Профессионально заниматься живописью Елена Гуро стала в 13 лет, поступив в петербургскую рисовальную школу Общества поощрения художеств[7]. 1900 год – знаменательный для Гуро. Она знакомится со своим будущим мужем, Михаилом Васильевичем Матюшиным (1861–1934), музыкантом, композитором, художником, теоретиком и исследователем искусства, ставшим до конца жизни самым преданным ее другом и соратником. Спустя двадцать с лишним лет после кончины Елены Генриховны Матюшин пишет о том, как он познакомился с Гуро: «Вспоминаю, как в первый раз “нашел” ее. Я заглянул в мастерскую. Народу мало. Все работали. Елена рисовала Гения с гипса. Я увидал лицо такого воплощения, соединения творящего с наблюдаемым – в нем был вихрь напряжения, оно сияло чистотой отданности искусству. Закрывая дверь, я подумал, как я мог до сих пор не замечать ее. С тех пор я постоянно наблюдал за ней и не раз поражался напряжению ее ищущих глаз. Я постарался поближе с ней познакомиться. Постепенно узнавая друг друга, мы сблизились и стали настоящими товарищами по работе и убеждениям.

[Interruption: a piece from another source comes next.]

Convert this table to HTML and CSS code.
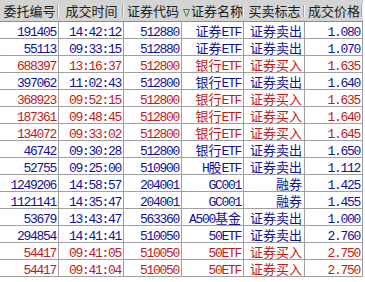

Теперь многие говорят о синтетичности искусства. Я немало повидал на свете, внимательно и любовно выделяя все живое и оригинальное. Я нигде и никогда не встречал так тесно сплетавшегося рисунка и стиха, как у Гуро. Когда она работала над словом, она тут же рисовала. Когда она делала рисунок или акварель, она на краю записывала стихи или прозу. <…> Это было какое-то “солнечное сплетение” видения и слышания. Гуляя с ней, я всегда поражался ее контакту с природой, до какой степени она соединялась с окружающей жизнью. Она обыкновенно держала карандаш и тетрадь, шла, смотрела, рисовала и записывала. Когда она на что-нибудь смотрела или слушала, она вся проникалась до конца вниманием, ее интеллект загорался в контакте с воспринимаемым. Она как бы знала “тайны” вещей и умела их всегда переводить в рисунок и слова. Музыку она чувствовала необыкновенно сильно. Она не могла оставаться на симфонических концертах больше одного отделения. Хорошо понимала и любила новую музыку, ее суждения были оригинальны и метки. По внешности это было скромное маленькое существо с незабываемым лицом. Она была очень простая, и люди в трудные минуты шли к ней искать помощи и утешения. Звери ее любили, а она готова была драться с теми, кто обижал животных»[8].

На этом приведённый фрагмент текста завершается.